"Often these patients think that they lost the genetic lottery; how else could they be so unlucky as to have five or six separate biological brain disorders? To help people understand why I think that they do not have a terrible genetic destiny, I talk about Whac-A-Mole, the arcade game where a player whacks a plastic mole as it pops out of a hole, only to have it disappear and be replaced by another mole somewhere else."
"But the issue with the Whac-A-Mole game isn't the moles; it's the machine in the box under the moles. It turns a crank that pushes the moles out of the holes. You can whack them down as much as you want, but as long as the crank is turning, more moles are going to pop out.

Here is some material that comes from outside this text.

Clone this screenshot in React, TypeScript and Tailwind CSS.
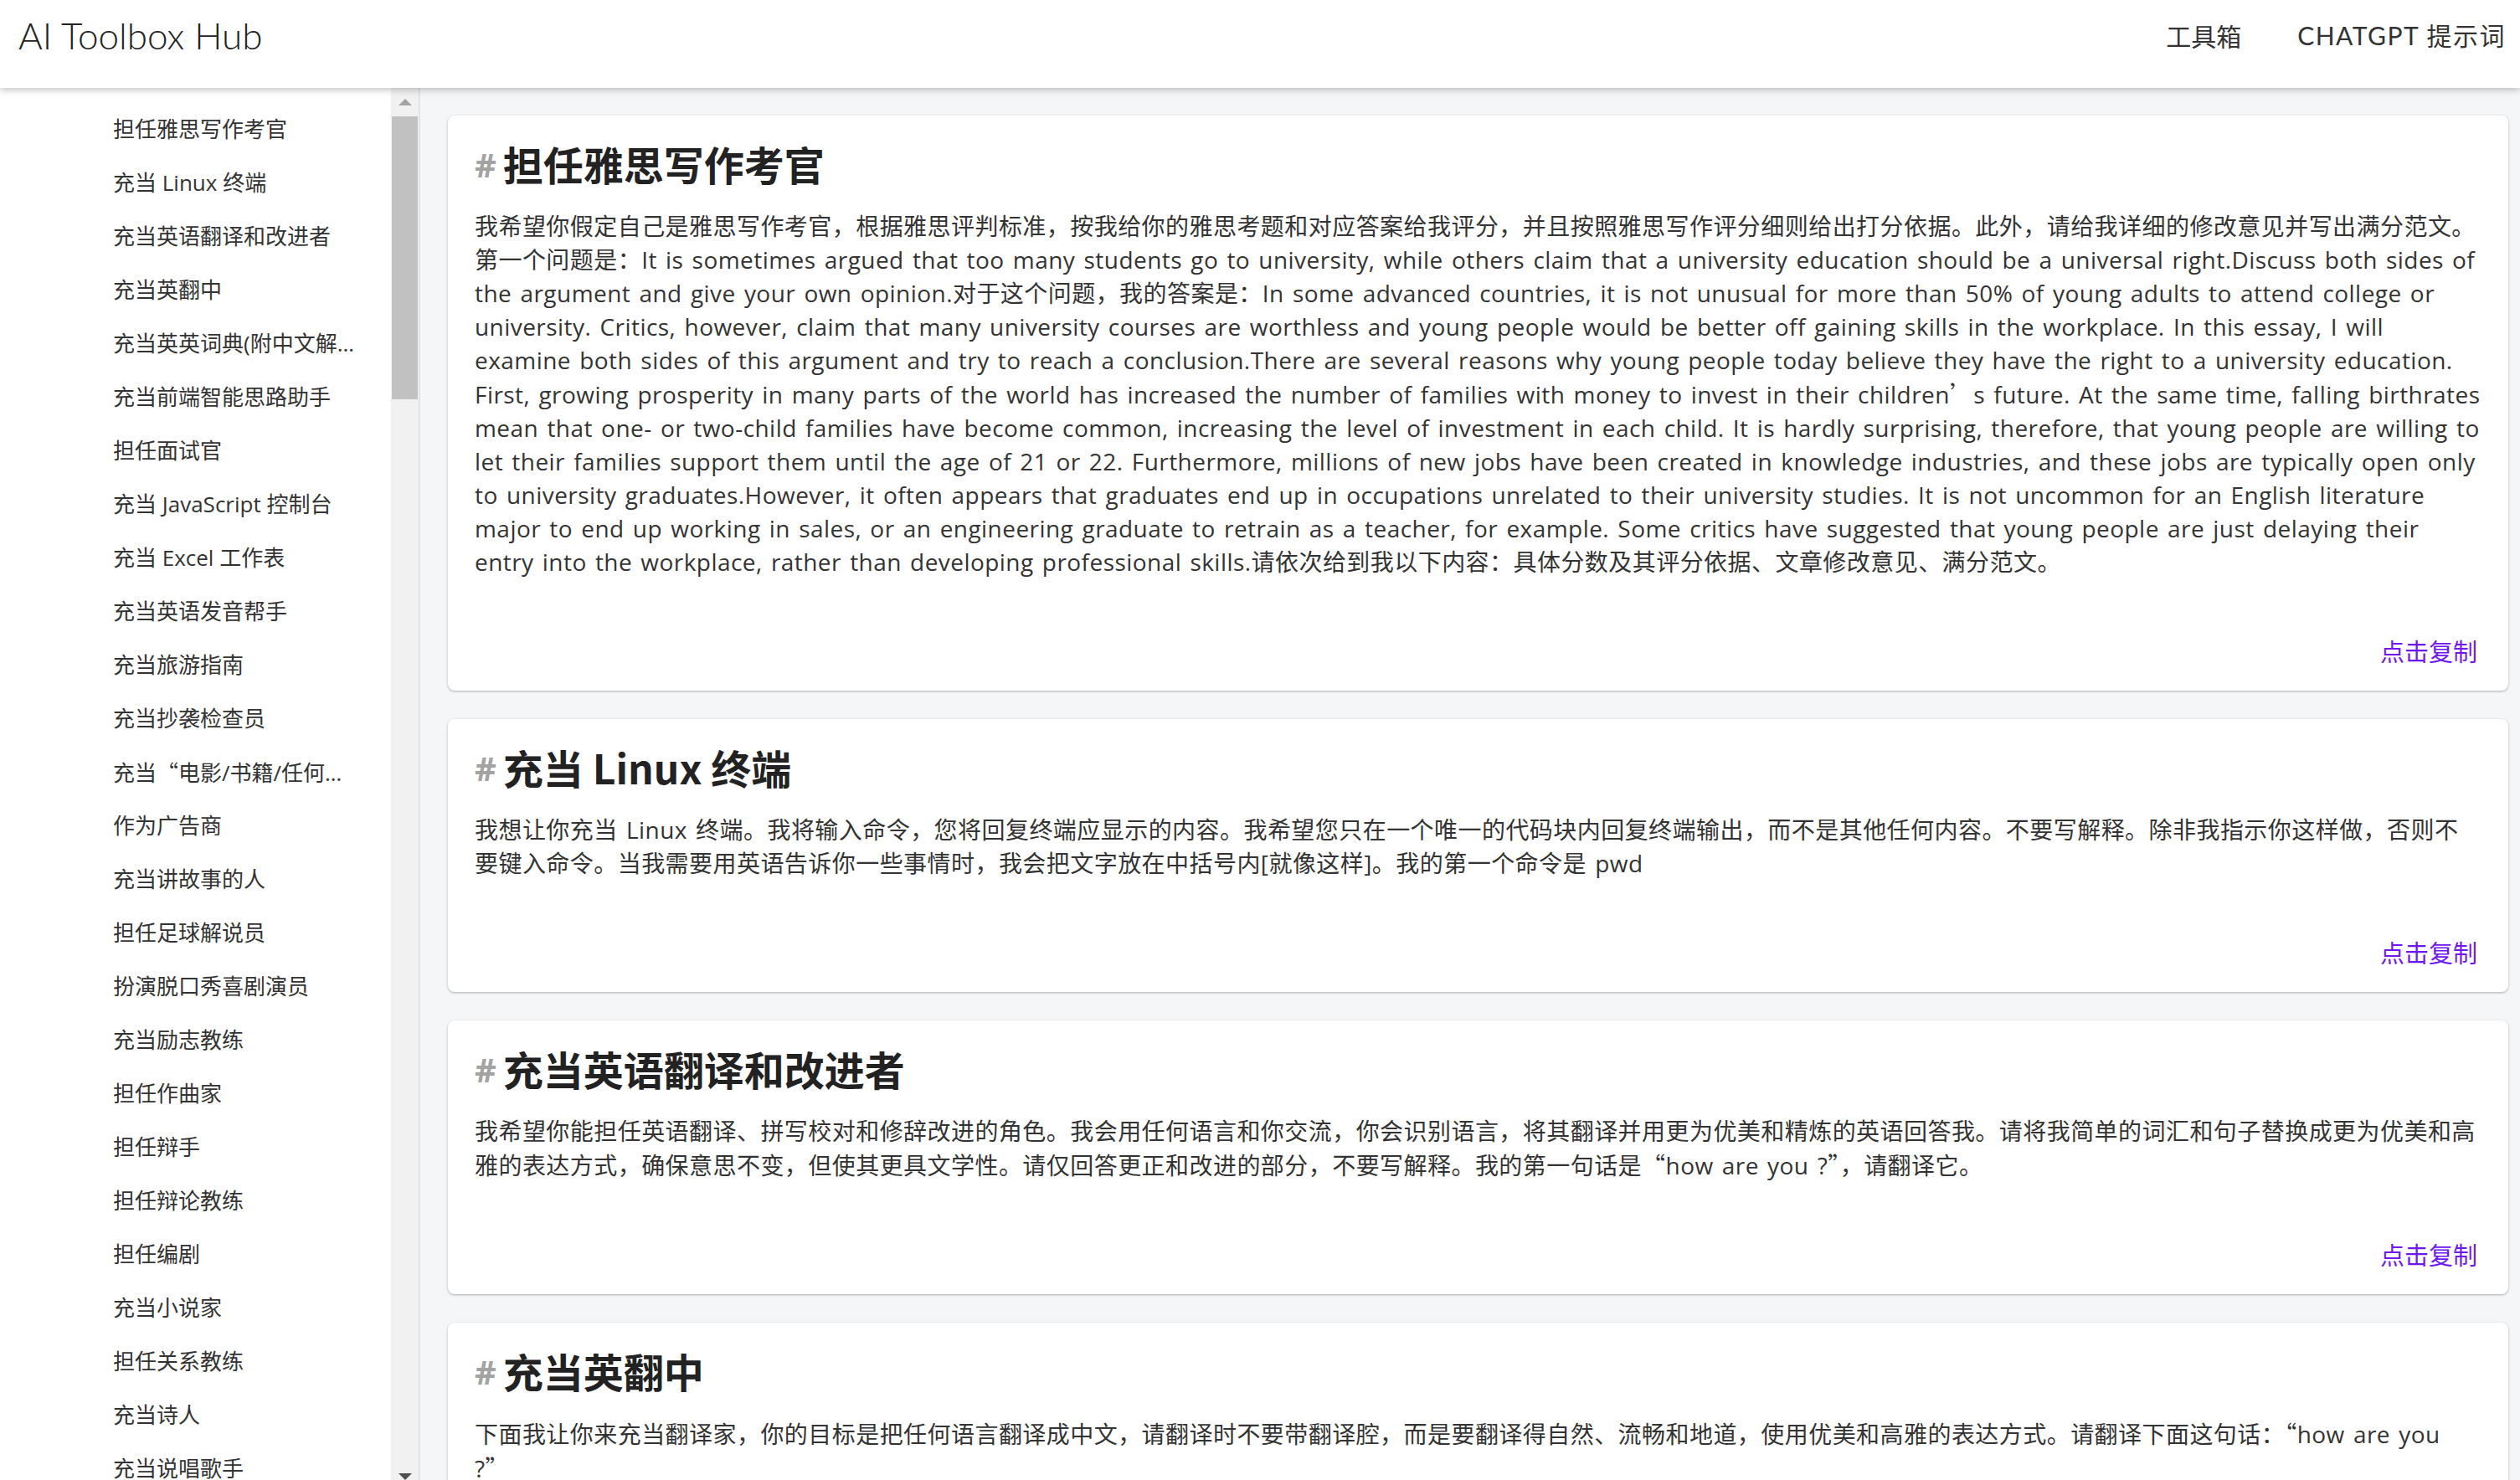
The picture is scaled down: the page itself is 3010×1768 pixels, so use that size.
import React from "react";

const sans = { fontFamily: '"Open Sans", "Noto Sans CJK SC", sans-serif' };
const cjk = { fontFamily: '"Noto Sans CJK SC", sans-serif' };
const lato = { fontFamily: 'Lato, "Noto Sans CJK SC", sans-serif' };

// Chinese pages render curly quotes with the CJK font (full width)
function Txt({ text }: { text: string }) {
  const parts = text.split(/([“”’])/);
  return (
    <>
      {parts.map((p, i) =>
        /^[“”’]$/.test(p) ? (
          <span key={i} style={cjk}>
            {p}
          </span>
        ) : (
          <React.Fragment key={i}>{p}</React.Fragment>
        )
      )}
    </>
  );
}

const menu = [
  "担任雅思写作考官",
  "充当 Linux 终端",
  "充当英语翻译和改进者",
  "充当英翻中",
  "充当英英词典(附中文解释)",
  "充当前端智能思路助手",
  "担任面试官",
  "充当 JavaScript 控制台",
  "充当 Excel 工作表",
  "充当英语发音帮手",
  "充当旅游指南",
  "充当抄袭检查员",
  "充当“电影/书籍/任何东西”中的角色",
  "作为广告商",
  "充当讲故事的人",
  "担任足球解说员",
  "扮演脱口秀喜剧演员",
  "充当励志教练",
  "担任作曲家",
  "担任辩手",
  "担任辩论教练",
  "担任编剧",
  "充当小说家",
  "担任关系教练",
  "充当诗人",
  "充当说唱歌手",
];

const prompts = [
  {
    title: "担任雅思写作考官",
    body: "我希望你假定自己是雅思写作考官，根据雅思评判标准，按我给你的雅思考题和对应答案给我评分，并且按照雅思写作评分细则给出打分依据。此外，请给我详细的修改意见并写出满分范文。第一个问题是：It is sometimes argued that too many students go to university, while others claim that a university education should be a universal right.Discuss both sides of the argument and give your own opinion.对于这个问题，我的答案是：In some advanced countries, it is not unusual for more than 50% of young adults to attend college or university. Critics, however, claim that many university courses are worthless and young people would be better off gaining skills in the workplace. In this essay, I will examine both sides of this argument and try to reach a conclusion.There are several reasons why young people today believe they have the right to a university education. First, growing prosperity in many parts of the world has increased the number of families with money to invest in their children’s future. At the same time, falling birthrates mean that one- or two-child families have become common, increasing the level of investment in each child. It is hardly surprising, therefore, that young people are willing to let their families support them until the age of 21 or 22. Furthermore, millions of new jobs have been created in knowledge industries, and these jobs are typically open only to university graduates.However, it often appears that graduates end up in occupations unrelated to their university studies. It is not uncommon for an English literature major to end up working in sales, or an engineering graduate to retrain as a teacher, for example. Some critics have suggested that young people are just delaying their entry into the workplace, rather than developing professional skills.请依次给到我以下内容：具体分数及其评分依据、文章修改意见、满分范文。",
  },
  {
    title: "充当 Linux 终端",
    body: "我想让你充当 Linux 终端。我将输入命令，您将回复终端应显示的内容。我希望您只在一个唯一的代码块内回复终端输出，而不是其他任何内容。不要写解释。除非我指示你这样做，否则不要键入命令。当我需要用英语告诉你一些事情时，我会把文字放在中括号内[就像这样]。我的第一个命令是 pwd",
  },
  {
    title: "充当英语翻译和改进者",
    body: "我希望你能担任英语翻译、拼写校对和修辞改进的角色。我会用任何语言和你交流，你会识别语言，将其翻译并用更为优美和精炼的英语回答我。请将我简单的词汇和句子替换成更为优美和高雅的表达方式，确保意思不变，但使其更具文学性。请仅回答更正和改进的部分，不要写解释。我的第一句话是“how are you ?”，请翻译它。",
  },
  {
    title: "充当英翻中",
    body: "下面我让你来充当翻译家，你的目标是把任何语言翻译成中文，请翻译时不要带翻译腔，而是要翻译得自然、流畅和地道，使用优美和高雅的表达方式。请翻译下面这句话：“how are you ?”",
  },
];

function PromptCard({ title, body }: { title: string; body: string }) {
  return (
    <div className="shrink-0 bg-white rounded-[8px] shadow-[0_1px_3px_rgba(0,0,0,0.3)] pt-[26px] px-[32px] pb-[28px]">
      <h2 className="flex items-center h-[62px] text-[#222]">
        <span className="text-[40px] font-bold text-[#a3a3a3] mr-[8px] mt-[4px]">#</span>
        <span className="text-[48px] font-bold leading-[62px]" style={cjk}>
          {title}
        </span>
      </h2>
      <p className="mt-[24px] text-[28px] leading-[40px] tracking-[0.45px] [word-spacing:2.5px] text-[#333]">
        <Txt text={body} />
      </p>
      <div className="mt-[66px] flex justify-end pr-[5px]">
        <button className="text-[29px] leading-[40px] text-[#7016f5]" style={cjk}>
          点击复制
        </button>
      </div>
    </div>
  );
}

export default function App() {
  return (
    <div className="h-screen flex flex-col overflow-hidden bg-white" style={sans}>
      <header className="relative z-10 h-[105px] shrink-0 bg-white shadow-[0_3px_8px_rgba(0,0,0,0.22)]">
        <div className="h-[84px] flex items-center justify-between pl-[22px] pr-[17px]">
          <h1 className="text-[44px] font-light text-[#222]" style={lato}>
            AI Toolbox Hub
          </h1>
          <nav className="flex items-center gap-[67px] text-[30px] text-[#333]">
            <a style={cjk}>工具箱</a>
            <a className="tracking-[1.5px]" style={lato}>
              CHATGPT 提示词
            </a>
          </nav>
        </div>
      </header>

      <div className="flex flex-1 min-h-0">
        <aside className="w-[502px] shrink-0 flex border-r-2 border-[#e3e3e3] bg-white">
          <ul className="flex-1 overflow-hidden pt-[17px] pl-[135px]">
            {menu.map((m) => (
              <li key={m} className="h-[64px] flex items-center text-[26px] text-[#333]">
                <span className="w-[292px] truncate">
                  <Txt text={m} />
                </span>
              </li>
            ))}
          </ul>
          <div className="w-[33px] shrink-0 bg-[#f1f1f1] flex flex-col">
            <div className="h-[34px] flex items-center justify-center">
              <div className="w-0 h-0 border-l-[8px] border-r-[8px] border-b-[8px] border-l-transparent border-r-transparent border-b-[#a3a3a3]" />
            </div>
            <div className="h-[338px] mx-[1px] bg-[#c1c1c1]" />
            <div className="flex-1" />
            <div className="h-[20px] flex items-end justify-center">
              <div className="w-0 h-0 border-l-[8px] border-r-[8px] border-t-[8px] border-l-transparent border-r-transparent border-t-[#505050]" />
            </div>
          </div>
        </aside>

        <main className="flex-1 min-w-0 bg-[#f5f6f8] overflow-hidden pl-[33px] pr-[14px] pt-[33px] flex flex-col gap-[34px]">
          {prompts.map((p) => (
            <PromptCard key={p.title} title={p.title} body={p.body} />
          ))}
        </main>
      </div>
    </div>
  );
}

In my long experience with hundreds of complex patients, the machine driving the crank is usually trauma."
Patients frequently present with multiple, shifting psychiatric symptoms that can mimic several separate diagnoses. Symptom patterns often substitute for one another: treating suicidality may reveal restrictive eating; addressing eating may reveal obsessive-compulsive behaviors; treating those may uncover mania, self-harm, paranoia, or hallucinations. An underlying, persistent driver commonly found is trauma, particularly early abuse, neglect, or insecure/disorganized attachment occurring before a stable sense of self or language development. Symptoms often serve as communications of unresolved distress and require trauma-informed, integrative assessment and treatment rather than isolated, symptom-only interventions.